A reverb effect, or reverb, is an audio effect applied to a sound signal to simulate reverberation. It may be created through physical means, such as echo chambers, or electronically through audio signal processing.

Varieties

Echo chambers 
The first reverb effects, introduced in the 1930s, were created by playing recordings through loudspeakers in reverberating spaces and recording the sound. American Producer Bill Putnam is credited for the first artistic use of artificial reverb in music, on the 1947 song "Peg o' My Heart" by the Harmonicats. Putnam placed a microphone and loudspeaker in the studio bathroom to create a natural echo chamber, adding an "eerie dimension".

Plate reverb 

A plate reverb system uses an electromechanical transducer, similar to the driver in a loudspeaker, to create vibrations in a large plate of sheet metal. The plate's motion is picked up by one or more contact microphones whose output is an audio signal which may be added to the original "dry" signal. Plate reverb was introduced in the late 1950s by Elektromesstechnik with the EMT 140.

Spring reverb 

Spring reverbs, introduced by Bell Labs, use a set of springs mounted inside a box. They work similarly to plate reverb, with a transducer and pickup placed at either end of the spring. They were popular in the 1960s, and were first used by the Hammond company to add reverb to Hammond organs. They became popular with guitarists, including surf musicians such as Dick Dale, as they could easily be built into guitar amplifiers. They were also used by dub reggae musicians such as King Tubby. Laurens Hammond was granted a patent on a spring-based mechanical reverberation system in 1939.

Digital reverb 

Digital reverb units simulate reverb by using multiple delay lines with fading trails, giving the impression of sound bouncing off surfaces.

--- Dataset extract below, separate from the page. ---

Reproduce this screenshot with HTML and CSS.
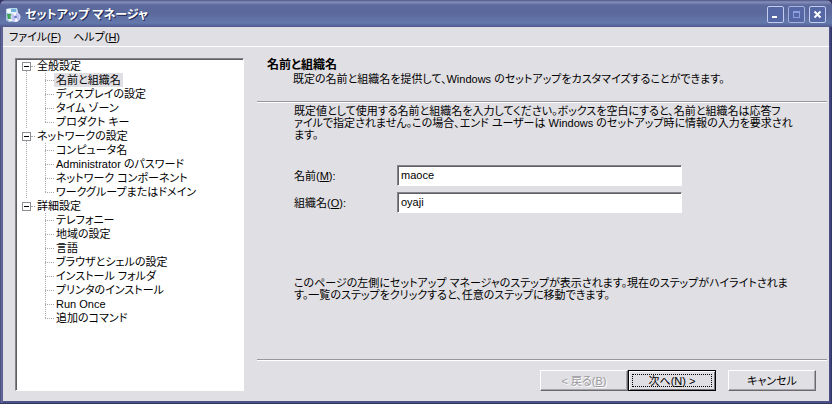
FILE: index.html
```html
<!DOCTYPE html>
<html lang="ja">
<head>
<meta charset="utf-8">
<title>セットアップ マネージャ</title>
<link rel="stylesheet" href="styles.css">
</head>
<body>
<div class="window">
  <header class="titlebar">
    <svg class="app-icon" viewBox="0 0 16 16" aria-hidden="true">
      <path d="M1 2 L5 1 L12 1 L13 4 V14 L4 15 L1 13 Z" fill="#b9d6ea"/>
      <path d="M2 2 H9 V6 H2 Z" fill="#f4fbff"/>
      <path d="M6 2 H11 V5 H6 Z" fill="#6fb4d8"/>
      <path d="M1 5 L4 7 V15 L1 13 Z" fill="#a9bfe2"/>
      <path d="M2 7 H7 V12 H3 Z" fill="#3fa355"/>
      <path d="M3 12 H7 V14 H4 Z" fill="#e9f3f4"/>
      <circle cx="10.500" cy="10" r="4.500" fill="#bfc2f0" stroke="#e4e7ff"/>
      <path d="M10.500 10 L8 6.500 L11 5.500 Z M10.500 10 L13 14 L10 14.500 Z" fill="#fff"/>
      <circle cx="10.500" cy="10" r="1.300" fill="#6f79c4"/>
    </svg>
    <h1 class="title">セットアップ マネージャ</h1>
    <div class="controls">
      <button class="control" type="button" aria-label="最小化"><svg viewBox="0 0 15 15"><path d="M4 9h5v2H4z" fill="#fff"/></svg></button>
      <button class="control" type="button" aria-label="最大化" disabled><svg viewBox="0 0 15 15"><path d="M4 4h7v7H4zM5 6v4h5V6z" fill="#8c9fe0" fill-rule="evenodd"/></svg></button>
      <button class="control" type="button" aria-label="閉じる"><svg viewBox="0 0 15 15"><path d="M4.500 4.500l6 6M10.500 4.500l-6 6" stroke="#fff" stroke-width="2"/></svg></button>
    </div>
  </header>
  <nav class="menubar">
    <button class="menu" type="button">ファイル(<u>F</u>)</button>
    <button class="menu" type="button">ヘルプ(<u>H</u>)</button>
  </nav>
  <main class="content">
    <nav class="tree">
      <ul>
        <li class="root"><span class="root-label"><span class="toggle"></span>全般設定</span>
          <ul class="branch">
            <li><a href="#" class="current">名前と組織名</a></li>
            <li><a href="#">ディスプレイの設定</a></li>
            <li><a href="#">タイム ゾーン</a></li>
            <li><a href="#">プロダクト キー</a></li>
          </ul>
        </li>
        <li class="root"><span class="root-label"><span class="toggle"></span>ネットワークの設定</span>
          <ul class="branch">
            <li><a href="#">コンピュータ名</a></li>
            <li><a href="#">Administrator のパスワード</a></li>
            <li><a href="#">ネットワーク コンポーネント</a></li>
            <li><a href="#">ワークグループまたはドメイン</a></li>
          </ul>
        </li>
        <li class="root"><span class="root-label"><span class="toggle"></span>詳細設定</span>
          <ul class="branch">
            <li><a href="#">テレフォニー</a></li>
            <li><a href="#">地域の設定</a></li>
            <li><a href="#">言語</a></li>
            <li><a href="#">ブラウザとシェルの設定</a></li>
            <li><a href="#">インストール フォルダ</a></li>
            <li><a href="#">プリンタのインストール</a></li>
            <li><a href="#">Run Once</a></li>
            <li><a href="#">追加のコマンド</a></li>
          </ul>
        </li>
      </ul>
    </nav>
    <form class="page">
      <div class="heading">
        <h2>名前と組織名</h2>
        <p>既定の名前と組織名を提供して、Windows のセットアップをカスタマイズすることができます。</p>
      </div>
      <div class="body">
        <p>既定値として使用する名前と組織名を入力してください。ボックスを空白にすると、名前と組織名は応答フ<br>ァイルで指定されません。この場合、エンド ユーザーは Windows のセットアップ時に情報の入力を要求され<br>ます。</p>
        <div class="fields">
          <label for="name">名前(<u>M</u>):</label>
          <input id="name" type="text" value="maoce">
          <label for="org">組織名(<u>O</u>):</label>
          <input id="org" type="text" value="oyaji">
        </div>
        <p>このページの左側にセットアップ マネージャのステップが表示されます。現在のステップがハイライトされま<br>す。一覧のステップをクリックすると、任意のステップに移動できます。</p>
      </div>
      <footer class="actions">
        <div class="pair">
          <button class="push" type="button" disabled>&lt; 戻る(<u>B</u>)</button>
          <button class="push default" type="button">次へ(<u>N</u>) &gt;</button>
        </div>
        <button class="push" type="button">キャンセル</button>
      </footer>
    </form>
  </main>
</div>
</body>
</html>
```

FILE: styles.css
```css
* { box-sizing: border-box; margin: 0; padding: 0; }

body {
  background: #33345f;
  color: #000;
  font: 11px/12px "Liberation Sans", "Noto Sans CJK JP", sans-serif;
  font-feature-settings: "palt";
}

button, input { font: inherit; font-feature-settings: inherit; color: inherit; }
ul { list-style: none; }
u { text-underline-offset: 1px; }

.window {
  display: flex;
  flex-direction: column;
  min-height: 100vh;
  padding: 0 3px 2px;
  background: linear-gradient(90deg, #45477c, #696f9f 2px, #4c5286 3px, #4c5286 calc(100% - 3px), #454a82 calc(100% - 2px), #2f3060);
  border-bottom: 1px solid #33345f;
  border-radius: 6px 6px 0 0;
  overflow: hidden;
}

.titlebar {
  display: flex;
  align-items: center;
  height: 27px;
  margin: 0 -3px;
  padding: 2px 6px 0 5px;
  gap: 4px;
  background: linear-gradient(#4b5286, #8790ba 2px, #5d6a9d 5px, #5a689b 12px, #6478ac 23px, #4f5a8f);
}
.app-icon { width: 16px; height: 16px; }
.title {
  flex: 1;
  color: #fff;
  font-size: 12px;
  line-height: 16px;
  font-weight: 700;
  text-shadow: 1px 1px #1d2550;
}
.controls { display: flex; gap: 4px; }
.control {
  width: 17px;
  height: 17px;
  border: 1px solid #c3cbee;
  border-radius: 2px;
  background: #5567a5;
}
.control svg { display: block; width: 15px; height: 15px; }
.control:disabled { border-color: #a5b0dd; }

.menubar {
  display: flex;
  gap: 12px;
  height: 20px;
  padding: 0 6px;
  background: #e0dfe3;
  border-bottom: 1px solid #fff;
}
.menu { border: 0; background: none; line-height: 18px; }

.content {
  flex: 1;
  display: flex;
  gap: 13px;
  padding: 11px 2px 10px 12px;
  background: #e0dfe3;
}

.tree {
  flex: 0 0 229px;
  padding: 0 5px;
  background: #fff;
  border: 1px solid;
  border-color: #85848a #fff #fff #85848a;
  box-shadow: inset 1px 1px #5f5e63;
  white-space: nowrap;
}
.root:not(:last-child) { background: repeating-linear-gradient(#a8a8a8 0 1px, transparent 1px 2px) 5px 8px / 1px 100% no-repeat; }
.root-label { display: flex; align-items: center; line-height: 14px; height: 14px; }
.toggle {
  width: 9px;
  height: 9px;
  margin: 0 6px 0 1px;
  border: 1px solid #8f8e94;
  background: linear-gradient(#000, #000) center / 5px 1px no-repeat #fff;
}
.toggle::after {
  content: "";
  display: block;
  width: 4px;
  margin: 3px 0 0 8px;
  border-top: 1px dotted #a8a8a8;
}
.branch { padding-left: 24px; }
.branch li {
  display: flex;
  align-items: center;
  height: 14px;
  background: repeating-linear-gradient(#a8a8a8 0 1px, transparent 1px 2px) 0 0 / 1px 100% no-repeat;
}
.branch li:last-child { background-size: 1px 7px; }
.branch li::before { content: ""; width: 9px; border-top: 1px dotted #a8a8a8; }
.branch a { padding: 0 2px; line-height: 14px; color: inherit; text-decoration: none; }
.branch .current { background: #e0dfe3; }

.page {
  flex: 1;
  min-width: 0;
  display: flex;
  flex-direction: column;
  white-space: nowrap;
}
.heading { height: 44px; padding: 0 10px; border-bottom: 1px solid #98979c; box-shadow: 0 1px #fff; }
.heading h2 { font-size: 12px; line-height: 14px; }
.heading p { padding-left: 26px; line-height: 14px; }
.body { flex: 1; padding: 3px 37px; }
.fields {
  display: grid;
  grid-template-columns: 93px minmax(0, 285px);
  align-items: center;
  gap: 6px 10px;
  margin: 24px 0 64px;
}
.fields input {
  width: 100%;
  height: 21px;
  padding: 0 3px 2px;
  border: 1px solid;
  border-color: #85848a #fff #fff #85848a;
  border-radius: 0;
  box-shadow: inset 1px 1px #5f5e63;
  background: #fff;
  outline: 0;
}
.actions {
  display: flex;
  justify-content: flex-end;
  gap: 12px;
  padding: 10px 11px 0 0;
  border-top: 1px solid #98979c;
  box-shadow: inset 0 1px #fff;
}
.pair { display: flex; }
.push {
  width: 88px;
  height: 21px;
  border: 1px solid;
  border-color: #fff #6a696e #6a696e #fff;
  box-shadow: inset -1px -1px #a5a4aa;
  background: #e0dfe3;
}
.push:disabled { color: #9b9aa0; text-shadow: 1px 1px #fff; }
.default {
  border-color: #000;
  box-shadow: inset 1px 1px #fff, inset -1px -1px #77767b;
  outline: 1px dotted #000;
  outline-offset: -5px;
}
```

Some digital effects allow users to independently adjust early and late reflections. Digital reverb was introduced in 1976 by EMT with the EMT 250, and became popular in the 1980s.

Gated reverb 

Gated reverb combines reverb with a noise gate, creating a "large" sound with a short tail. It was pioneered by English recording engineer Hugh Padgham and drummer Phil Collins, and became a staple of 1980s pop music.

Convolution reverb 
Convolution uses impulse responses to record the reverberation of physical spaces and recreate them digitally. The first real-time convolution reverb processor, the DRE S777, was announced by Sony in 1999. Convolution reverb is often used in film production, with sound engineers recording impulse responses of sets and locations so sounds can be added in post-production with realistic reverberation.

Shimmer reverb 
Shimmer reverb alters the pitch of the reverberated sound, an effect often used in ambient music.